Any ghosts which are not “relevant” to the Passive Client. You’ll need to ensure that the Passive Client has special rules, removing any relevancy limitations.
It depends, but yeah, this is probably true in the simplest case. Note: You only need to save the server state to another instance (like a DB) if you expect the actual cloud instance to randomly spontaneously die. As far as I’m aware, this is astronomically rare for any major cloud provider. If you’re only concerned about game server executable crashes (significantly more likely), then disk IO should be extremely reliable. You always save to 2 or more save-file copies (round-robin), and thus always have a valid save file (even if you crash during a save operation, corrupting the save).
Netcode handles this correctly yeah. You’ll be able to observe this by simply disconnecting a client and reconnecting it to the same world (via the PlayMode tool buttons).
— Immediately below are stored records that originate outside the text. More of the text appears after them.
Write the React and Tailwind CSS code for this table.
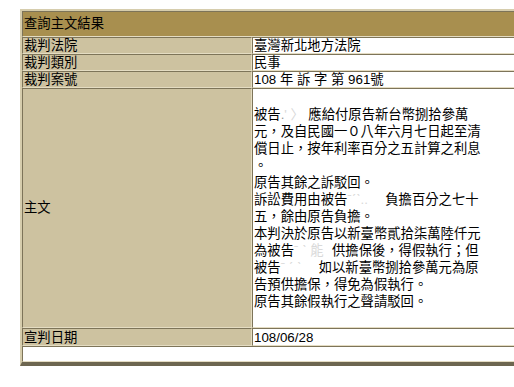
// App.jsx
import React from "react";

const font = "font-['Liberation_Sans','Noto_Sans_CJK_TC',sans-serif]";

const cell =
	"border border-t-[#7d7459] border-l-[#7d7459] border-b-[#e4dcc2] border-r-[#e4dcc2]";

const Faint = ({ w, children }) => (
	<span className={`inline-block text-[#d9d9d9] ${w}`}>{children}</span>
);

const rows = [
	{ label: "裁判法院", value: "臺灣新北地方法院" },
	{ label: "裁判類別", value: "民事" },
	{ label: "裁判案號", value: "108 年 訴 字 第 961號" },
];

const App = () => {
	return (
		<div className={`w-[514px] h-[387px] overflow-hidden bg-white text-black text-[13.33px] ${font}`}>
			<div className="ml-[20px] mt-[9px] w-[520px] bg-[#cdc2a0] border-t-2 border-l-2 border-t-[#d6cdad] border-l-[#d6cdad] border-b-4 border-r-4 border-b-[#6d6650] border-r-[#6d6650]">
				<div className="grid grid-cols-[230px_1fr]">
					<div className={`col-span-2 h-[26px] bg-[#a88f4f] flex items-center pl-[1px] ${cell}`}>查詢主文結果</div>

					{rows.map((r) => (
						<React.Fragment key={r.label}>
							<div className={`h-[17px] flex items-center pl-[1px] leading-[15px] ${cell}`}>{r.label}</div>
							<div className={`h-[17px] flex items-center pl-[1px] leading-[15px] bg-white ${cell}`}>{r.value}</div>
						</React.Fragment>
					))}

					<div className={`flex items-center pl-[1px] ${cell}`}>主文</div>
					<div className={`bg-white pl-[1px] py-[17px] leading-[17px] whitespace-nowrap ${cell}`}>
						<div>
							被告<span className="text-[#999]">.</span>
							<Faint w="w-[24px]">' 〉</Faint>應給付原告新台幣捌拾參萬
						</div>
						<div>元，及自民國一０八年六月七日起至清</div>
						<div>償日止，按年利率百分之五計算之利息</div>
						<div>。</div>
						<div>原告其餘之訴駁回。</div>
						<div>
							訴訟費用由被告<Faint w="w-[38px]">ˉˊˋ..</Faint>負擔百分之七十
						</div>
						<div>五，餘由原告負擔。</div>
						<div>本判決於原告以新臺幣貳拾柒萬陸仟元</div>
						<div>
							為被告<Faint w="w-[38px]">ˉ ˋ 能</Faint>供擔保後，得假執行；但
						</div>
						<div>
							被告<Faint w="w-[38px]">ˉ ˊ ˋ</Faint>如以新臺幣捌拾參萬元為原
						</div>
						<div>告預供擔保，得免為假執行。</div>
						<div>原告其餘假執行之聲請駁回。</div>
					</div>

					<div className={`h-[18px] flex items-center pl-[1px] leading-[15px] ${cell}`}>宣判日期</div>
					<div className={`h-[18px] flex items-center pl-[1px] leading-[15px] bg-white ${cell}`}>108/06/28</div>

					<div className={`col-span-2 h-[16px] bg-white ${cell}`}></div>
				</div>
			</div>
		</div>
	);
};

export default App;
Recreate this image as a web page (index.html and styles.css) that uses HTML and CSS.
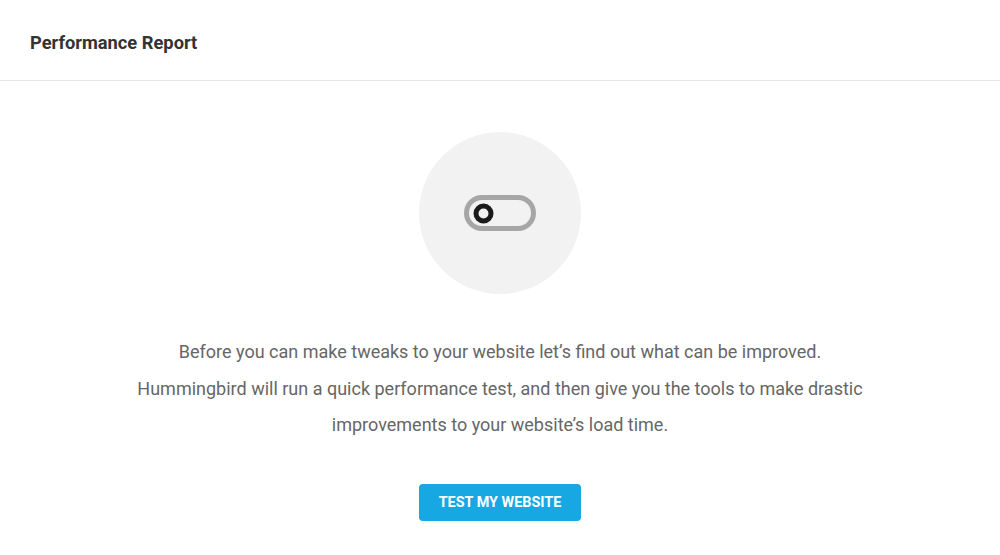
FILE: index.html
```html
<!DOCTYPE html>
<html lang="en">
<head>
<meta charset="utf-8">
<title>Performance Report</title>
<link rel="stylesheet" href="styles.css">
</head>
<body>
<div class="box">
  <header class="box-header">
    <h2 class="box-title">Performance Report</h2>
  </header>
  <section class="box-body">
    <div class="hero">
      <svg class="toggle" width="72" height="36" viewBox="0 0 72 36" aria-hidden="true">
        <rect x="2.5" y="2.5" width="67" height="31" rx="15.5" fill="none" stroke="#a6a6a6" stroke-width="5"/>
        <circle cx="19.5" cy="18.5" r="7.5" fill="#f2f2f2" stroke="#1a1a1a" stroke-width="5"/>
      </svg>
    </div>
    <p class="desc">Before you can make tweaks to your website let’s find out what can be improved.</p>
    <p class="desc desc-wide">Hummingbird will run a quick performance test, and then give you the tools to make drastic improvements to your website’s load time.</p>
    <button class="btn" type="button">TEST MY WEBSITE</button>
  </section>
</div>
</body>
</html>
```
FILE: styles.css
```css
html, body {
  margin: 0;
  padding: 0;
  background: #ffffff;
  font-family: Roboto, "Liberation Sans", Arial, sans-serif;
}

.box {
  width: 1000px;
}

.box-header {
  height: 80px;
  border-bottom: 1px solid #e6e6e6;
  display: flex;
  align-items: center;
  padding: 0 30px;
  box-sizing: content-box;
}

.box-title {
  margin: 4px 0 0;
  font-size: 18.3px;
  font-weight: 700;
  color: #333333;
}

.box-body {
  display: flex;
  flex-direction: column;
  align-items: center;
  padding-top: 51px;
}

.hero {
  width: 162px;
  height: 162px;
  border-radius: 50%;
  background: #f2f2f2;
  display: flex;
  align-items: center;
  justify-content: center;
  margin-bottom: 40px;
}

.toggle {
  display: block;
}

.desc {
  margin: 0;
  font-size: 18px;
  line-height: 36.5px;
  color: #666666;
  text-align: center;
  max-width: 760px;
}

.desc-wide {
  max-width: 740px;
}

.btn {
  margin-top: 40px;
  height: 37px;
  padding: 0 20px;
  border: none;
  border-radius: 4px;
  background: #17a8e3;
  color: #ffffff;
  font-family: Roboto, "Liberation Sans", Arial, sans-serif;
  font-size: 14.4px;
  font-weight: 700;
  cursor: pointer;
}
```
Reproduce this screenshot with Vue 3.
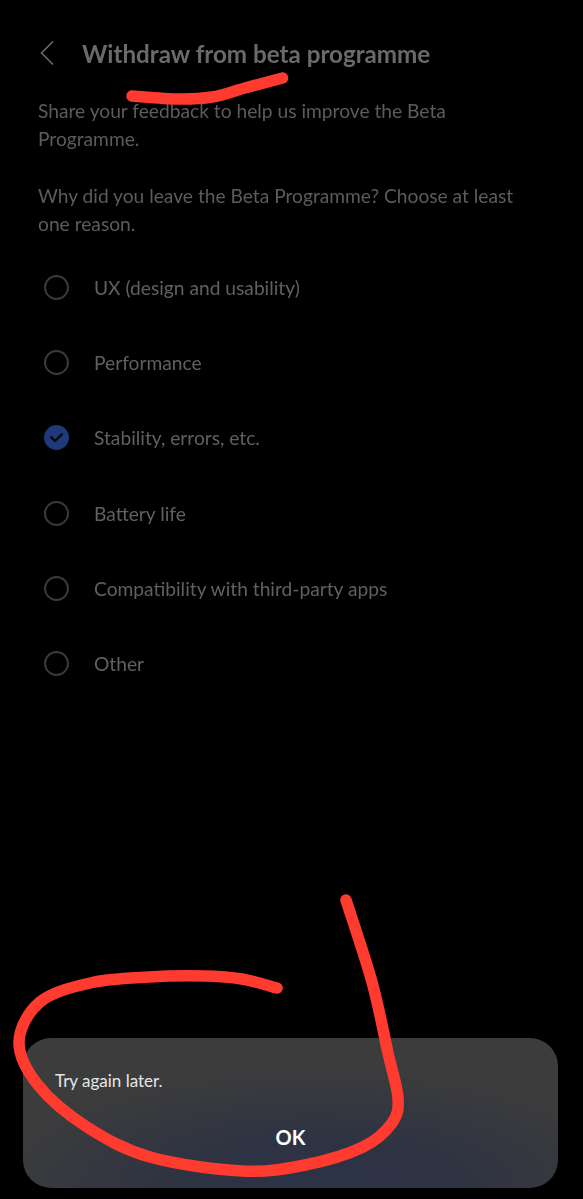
<script setup>
const reasons = [
  { label: 'UX (design and usability)', checked: false },
  { label: 'Performance', checked: false },
  { label: 'Stability, errors, etc.', checked: true },
  { label: 'Battery life', checked: false },
  { label: 'Compatibility with third-party apps', checked: false },
  { label: 'Other', checked: false }
]

function smooth(p) {
  let d = `M${p[0][0]} ${p[0][1]}`
  for (let i = 0; i < p.length - 1; i++) {
    const a = p[i - 1] || p[i], b = p[i], c = p[i + 1], e = p[i + 2] || c
    const c1 = [b[0] + (c[0] - a[0]) / 6, b[1] + (c[1] - a[1]) / 6]
    const c2 = [c[0] - (e[0] - b[0]) / 6, c[1] - (e[1] - b[1]) / 6]
    d += `C${c1[0].toFixed(1)} ${c1[1].toFixed(1)} ${c2[0].toFixed(1)} ${c2[1].toFixed(1)} ${c[0]} ${c[1]}`
  }
  return d
}

const underline = smooth([[132, 96], [178, 99], [212, 97], [245, 88], [282.5, 78]])
const circle = smooth([
  [346, 900], [372, 982], [388, 1053], [398, 1098],
  [392, 1123], [363, 1147], [305, 1165], [242, 1171],
  [150, 1157], [87, 1127], [38, 1085], [19, 1042],
  [40, 1002], [90, 983], [149, 977], [204, 976], [242, 979], [277, 988]
])
</script>

<template>
  <div class="page">
    <header class="header">
      <svg class="back" viewBox="0 0 16 26" width="16" height="26" aria-hidden="true">
        <path d="M14 1.5 2.5 13 14 24.5" fill="none" stroke="#6a6a6a" stroke-width="1.6" />
      </svg>
      <h1 class="title">Withdraw from beta programme</h1>
    </header>

    <section class="intro">
      <p>Share your feedback to help us improve the Beta Programme.</p>
      <p>Why did you leave the Beta Programme? Choose at least one reason.</p>
    </section>

    <ul class="reasons">
      <li v-for="r in reasons" :key="r.label" class="reason">
        <span class="radio" :class="{ checked: r.checked }">
          <svg v-if="r.checked" viewBox="0 0 25 25" width="25" height="25" aria-hidden="true">
            <path d="M7.2 12.2 11 16l6.8-6.6" fill="none" stroke="#05070d" stroke-width="2.4" stroke-linecap="round" stroke-linejoin="round" />
          </svg>
        </span>
        <span class="label">{{ r.label }}</span>
      </li>
    </ul>

    <div class="toast">
      <p class="toast-text">Try again later.</p>
      <div class="toast-action">OK</div>
    </div>

    <svg class="scribble" viewBox="0 0 583 1199" width="583" height="1199" aria-hidden="true">
      <path :d="underline" />
      <path :d="circle" />
    </svg>
  </div>
</template>

<style>
html, body { margin: 0; background: #000; }
</style>

<style scoped>
.page {
  position: relative;
  width: 583px;
  height: 1199px;
  background: #000;
  overflow: hidden;
  display: flex;
  flex-direction: column;
  font-family: Lato, "Noto Sans", sans-serif;
}
.header {
  display: flex;
  align-items: center;
  height: 30px;
  margin-top: 38px;
  padding-left: 39px;
  gap: 27px;
}
.back { flex: none; }
.title {
  margin: 0;
  font-size: 24.2px;
  font-weight: 700;
  color: #6a6a6a;
  white-space: nowrap;
  filter: blur(0.3px);
}
.intro {
  margin-top: 28.5px;
  padding: 0 38px;
  font-size: 19.2px;
  line-height: 28.5px;
  color: #5c5c5c;
  filter: blur(0.3px);
}
.intro p { margin: 0 0 28px; }
.intro p:last-child { margin-bottom: 11.5px; }
.reasons {
  list-style: none;
  margin: 0;
  padding: 0 0 0 44px;
}
.reason {
  display: flex;
  align-items: center;
  gap: 25px;
  height: 75.2px;
}
.radio {
  box-sizing: border-box;
  width: 25px;
  height: 25px;
  flex: none;
  border: 2px solid #3a3a3a;
  border-radius: 50%;
  position: relative;
}
.radio.checked { border: 0; background: #1e3a78; }
.radio svg { display: block; }
.label {
  font-size: 19.2px;
  color: #606060;
  white-space: nowrap;
  filter: blur(0.3px);
}
.toast {
  box-sizing: border-box;
  margin: auto 25px 11px 23px;
  height: 150px;
  border-radius: 28px;
  background:
    radial-gradient(ellipse 330px 120px at 55% 100%, #2c3346 0%, #2e3343 40%, rgba(60, 60, 60, 0) 100%),
    #3c3c3c;
  padding: 32px 32px 0;
  display: flex;
  flex-direction: column;
}
.toast-text {
  margin: 0;
  font-size: 17px;
  line-height: 22px;
  color: #e6e6e6;
}
.toast-action {
  margin-top: 31px;
  text-align: center;
  font-size: 20px;
  font-weight: 700;
  line-height: 28px;
  color: #fff;
}
.scribble {
  position: absolute;
  inset: 0;
  pointer-events: none;
}
.scribble path {
  fill: none;
  stroke: #ff3b30;
  stroke-width: 11.5;
  stroke-linecap: round;
  stroke-linejoin: round;
}
</style>
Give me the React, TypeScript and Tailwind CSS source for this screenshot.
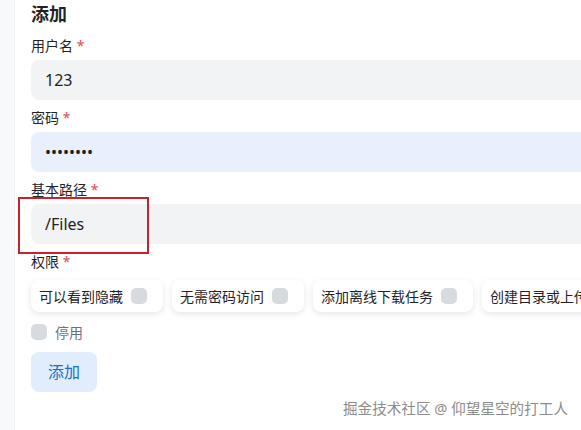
import type { ReactNode } from "react"

const perms = ["可以看到隐藏", "无需密码访问", "添加离线下载任务", "创建目录或上传"]

function Label({ children }: { children: ReactNode }) {
  return (
    <div className="h-5 text-[14px] leading-5 text-[#1f2328]">
      {children} <span className="text-[#e5484d]">*</span>
    </div>
  )
}

function Field({ label, value, autofill }: { label: string; value: string; autofill?: boolean }) {
  return (
    <div className="flex flex-col gap-1">
      <Label>{label}</Label>
      <div
        className={`h-10 rounded-lg flex items-center px-3.5 text-[16px] text-[#1f2328] ${
          autofill ? "bg-[#e8f0fe]" : "bg-[#f1f3f5]"
        }`}
      >
        {value}
      </div>
    </div>
  )
}

function Box() {
  return <span className="w-4 h-4 rounded-[5px] bg-[#d7dade] flex-shrink-0" />
}

export default function App() {
  return (
    <div
      className="relative w-[581px] h-[430px] overflow-hidden bg-white flex"
      style={{ fontFamily: '"Noto Sans", "Noto Sans CJK SC", sans-serif' }}
    >
      {/* sidebar edge */}
      <div className="w-[15px] flex-shrink-0 bg-[#f8f9fa] border-r border-[#eef0f2]" />

      <div className="flex-shrink-0 w-[720px] pl-4">
        <h2 className="text-[18px] leading-7 font-bold text-[#1f2328]">添加</h2>

        <div className="mt-2 flex flex-col gap-2">
          <Field label="用户名" value="123" />
          <Field label="密码" value="••••••••" autofill />
          <Field label="基本路径" value="/Files" />
          <Label>权限</Label>
        </div>

        <div className="mt-2 flex gap-[9px]">
          {perms.map((p) => (
            <div
              key={p}
              className="h-8 flex items-center gap-2 pl-2 pr-4 rounded-lg bg-white shadow-[0_2px_6px_rgba(0,0,0,0.1)] text-[14px] text-[#1f2328] whitespace-nowrap"
            >
              {p}
              <Box />
            </div>
          ))}
        </div>

        <div className="mt-2.5 h-5 flex items-center gap-2 text-[14px] text-[#6b7280]">
          <Box />
          停用
        </div>

        <button className="mt-[10px] h-10 px-[17px] rounded-lg bg-[#e1edfc] text-[16px] text-[#1a6dcc]">
          添加
        </button>
      </div>

      {/* highlight box */}
      <div className="absolute left-[18px] top-[197px] w-[131px] h-[57px] border-2 border-[#c8232c]" />

      {/* watermark */}
      <div className="absolute right-[13px] bottom-[12px] text-[14.6px] leading-5 text-[#8c8c8c] [text-shadow:0_0_2px_#fff]">
        掘金技术社区 @ 仰望星空的打工人
      </div>
    </div>
  )
}
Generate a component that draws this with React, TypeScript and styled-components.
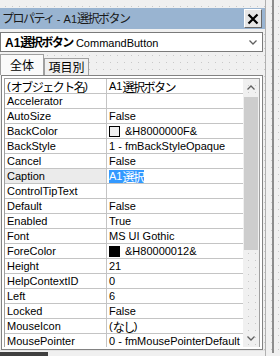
import React from 'react'
import styled, { createGlobalStyle } from 'styled-components'

const GlobalStyle = createGlobalStyle`
  html, body {
    margin: 0;
    padding: 0;
    width: 280px;
    height: 356px;
    overflow: hidden;
    background: #f0f0f0;
  }
  body {
    font-family: "Liberation Sans", "Noto Sans CJK JP", sans-serif;
    font-size: 11px;
    color: #000;
  }
`

type Row = { name: React.ReactNode; value: React.ReactNode; selected?: boolean }

// built at render time, the styled parts are declared further down
function buildRows(): Row[] {
  return [
    { name: <>(<Jp>オブジェクト名</Jp>)</>, value: <>A1<Jp>選択ボタン</Jp></> },
    { name: 'Accelerator', value: '' },
    { name: 'AutoSize', value: 'False' },
    { name: 'BackColor', value: <><Swatch $color="#f0f0f0" />&amp;H8000000F&amp;</> },
    { name: 'BackStyle', value: '1 - fmBackStyleOpaque' },
    { name: 'Cancel', value: 'False' },
    { name: 'Caption', value: <Selection>A1<Jp>選択</Jp></Selection>, selected: true },
    { name: 'ControlTipText', value: '' },
    { name: 'Default', value: 'False' },
    { name: 'Enabled', value: 'True' },
    { name: 'Font', value: 'MS UI Gothic' },
    { name: 'ForeColor', value: <><Swatch $color="#000" />&amp;H80000012&amp;</> },
    { name: 'Height', value: '21' },
    { name: 'HelpContextID', value: '0' },
    { name: 'Left', value: '6' },
    { name: 'Locked', value: 'False' },
    { name: 'MouseIcon', value: <>(<Jp>なし</Jp>)</> },
    { name: 'MousePointer', value: '0 - fmMousePointerDefault' },
  ]
}

function Chevron({ up }: { up?: boolean }) {
  return (
    <svg width="8" height="5" viewBox="0 0 8 5">
      <polyline
        points={up ? '0.5,4.5 4,1 7.5,4.5' : '0.5,0.5 4,4 7.5,0.5'}
        fill="none"
        stroke="#606060"
        strokeWidth="1.3"
      />
    </svg>
  )
}

export default function App() {
  const rows = buildRows()
  return (
    <>
      <GlobalStyle />
      <Page>
        <Panel>
          <TopStrip />
          <TitleBar>
            <TitleText>
              <Jp>プロパティ</Jp> - A1<Jp>選択ボタン</Jp>
            </TitleText>
            <CloseButton>
              <svg width="12" height="12" viewBox="0 0 12 12">
                <path d="M1.5 1.5 L10.5 10.5 M10.5 1.5 L1.5 10.5" stroke="#000" strokeWidth="2.2" />
              </svg>
            </CloseButton>
          </TitleBar>
          <Combo>
            <ComboText>
              <Bold>
                A1<Jp>選択ボタン</Jp>
              </Bold>
              &nbsp;CommandButton
            </ComboText>
            <Chevron />
          </Combo>
          <Tabs>
            <Tab $active>
              <TabLabel>全体</TabLabel>
            </Tab>
            <Tab>
              <TabLabel>項目別</TabLabel>
            </Tab>
          </Tabs>
          <GridFrame>
            <GridInner>
              <Table>
                {rows.map((r, i) => (
                  <GridRow key={i}>
                    <NameCell $selected={r.selected}>{r.name}</NameCell>
                    <ValueCell>{r.value}</ValueCell>
                  </GridRow>
                ))}
              </Table>
              <ScrollBar>
                <ArrowBox>
                  <Chevron up />
                </ArrowBox>
                <Track>
                  <Thumb />
                </Track>
                <ArrowBox>
                  <Chevron />
                </ArrowBox>
              </ScrollBar>
            </GridInner>
          </GridFrame>
          <Footer>
            <FooterBlock />
          </Footer>
        </Panel>
        <Side>
          <SideLine />
        </Side>
      </Page>
    </>
  )
}

const dots = `
  background-color: #f0f0f0;
  background-image: radial-gradient(circle, #c9c9c9 0.6px, transparent 0.9px);
  background-size: 7px 7px;
  background-position: 2px 3px;
`

const Page = styled.div`
  display: flex;
  width: 280px;
  height: 356px;
  ${dots}
`

const Panel = styled.div`
  display: flex;
  flex-direction: column;
  width: 265px;
  border-right: 1px solid #b0b0b0;
`

const TopStrip = styled.div`
  height: 8px;
  flex: none;
`

const TitleBar = styled.div`
  display: flex;
  align-items: center;
  justify-content: space-between;
  height: 21px;
  flex: none;
  background: #99b4d1;
  padding-left: 2px;
  padding-right: 3px;
`

const TitleText = styled.div`
  font-size: 11px;
  color: #1a1a1a;
  white-space: nowrap;
  line-height: 1;
`

const Jp = styled.span`
  font-family: "Noto Sans CJK JP", sans-serif;
  font-size: 12px;
  letter-spacing: -1.5px;
`

const CloseButton = styled.div`
  display: flex;
  align-items: center;
  justify-content: center;
  width: 16px;
  height: 17px;
  background: #e6e6e6;
  border: 1px solid;
  border-color: #fff #696969 #696969 #fff;
`

const Combo = styled.div`
  display: flex;
  align-items: center;
  justify-content: space-between;
  height: 18px;
  margin-top: 3px;
  margin-right: 2px;
  background: #fff;
  border: 1px solid #7a7a7a;
  padding: 0 5px 0 4px;
  flex: none;
`

const ComboText = styled.div`
  font-size: 11px;
  white-space: nowrap;
  line-height: 1;
`

const Bold = styled.span`
  font-weight: bold;
  font-size: 12px;
`

const Tabs = styled.div`
  display: flex;
  align-items: flex-end;
  height: 21px;
  margin-top: 2px;
  flex: none;
`

const Tab = styled.div<{ $active?: boolean }>`
  display: flex;
  align-items: center;
  justify-content: center;
  height: ${(p) => (p.$active ? '21px' : '17px')};
  width: ${(p) => (p.$active ? '44px' : '45px')};
  background: ${(p) => (p.$active ? '#fafafa' : '#f0f0f0')};
  border: 1px solid #a0a0a0;
  border-bottom: none;
  box-sizing: border-box;
`

const TabLabel = styled.span`
  font-family: "Noto Sans CJK JP", sans-serif;
  font-size: 12px;
  line-height: 1;
`

const GridFrame = styled.div`
  height: 275px;
  margin-left: 1px;
  margin-right: 2px;
  border: 1px solid #828282;
  padding: 2px;
  box-sizing: border-box;
  background: #fff;
  flex: none;
  overflow: hidden;
`

const GridInner = styled.div`
  display: flex;
  height: 100%;
  border: 1px solid #a0a0a0;
  border-bottom: none;
  box-sizing: border-box;
  overflow: hidden;
`

const Table = styled.div`
  flex: 1;
  display: flex;
  flex-direction: column;
  background: #fff;
`

const GridRow = styled.div`
  display: flex;
  height: 15px;
  flex: none;
  border-bottom: 1px solid #c4c4c4;
  box-sizing: border-box;
`

const NameCell = styled.div<{ $selected?: boolean }>`
  display: flex;
  align-items: center;
  width: 102px;
  flex: none;
  padding-left: 2px;
  border-right: 1px solid #c4c4c4;
  box-sizing: border-box;
  white-space: nowrap;
  overflow: hidden;
  background: ${(p) => (p.$selected ? '#ebebeb' : '#fff')};
`

const ValueCell = styled.div`
  display: flex;
  align-items: center;
  flex: 1;
  min-width: 0;
  padding-left: 2px;
  white-space: nowrap;
  overflow: hidden;
`

const Selection = styled.span`
  display: inline-flex;
  align-items: center;
  height: 13px;
  background: #3399ff;
  color: #fff;
  padding-right: 1px;
`

const Swatch = styled.span<{ $color: string }>`
  display: inline-block;
  width: 9px;
  height: 9px;
  margin-right: 5px;
  background: ${(p) => p.$color};
  border: 1px solid #000;
`

const ScrollBar = styled.div`
  display: flex;
  flex-direction: column;
  width: 16px;
  flex: none;
  ${dots}
`

const ArrowBox = styled.div`
  display: flex;
  align-items: center;
  justify-content: center;
  height: 17px;
  flex: none;
`

const Track = styled.div`
  flex: 1;
  padding: 1px 1px 0;
`

const Thumb = styled.div`
  height: 153px;
  background: #cdcdcd;
`

const Footer = styled.div`
  flex: 1;
  display: flex;
  align-items: flex-end;
  border-top: 1px solid #e3e3e3;
`

const FooterBlock = styled.div`
  width: 48px;
  height: 4px;
  background: #404040;
`

const Side = styled.div`
  flex: 1;
  display: flex;
  padding-left: 6px;
`

const SideLine = styled.div`
  width: 2px;
  height: 353px;
  background: #8c8c8c;
`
I’ve honestly never tried, but presumably you’ll just need a system that runs once that performs the “fix-up”. What is required to fix-up is another question. It seems feasible, but there are unknown unknowns. Best thing I can recommend is to try it.
It’s certainly possible (e.g. Minecraft reproducing the same world voxel state via seed + generator function, only storing and replicating chunk changes), but it’s non-trivial. I.e.
You either need a deterministic approach to re-spawn these kinds of entities.
OR you explicitly say that they’re not replicated, and the players & gameplay just deals with that. E.g. A racing game may reset the position of all traffic cones… Although IMHO those should be low-priority static ghosts for game feel anyway, because persistent map destruction in racing games is fun.
The other thing to say is: Are you certain that this backup + restore feature is even necessary? Depending on the game, a tiny % of server crashes is tolerable. E.g. I’ve had matches fail (mid-game) in all major AAA games I’ve played this year.
Don’t take what I say as gospel! You know your use-case better than I do.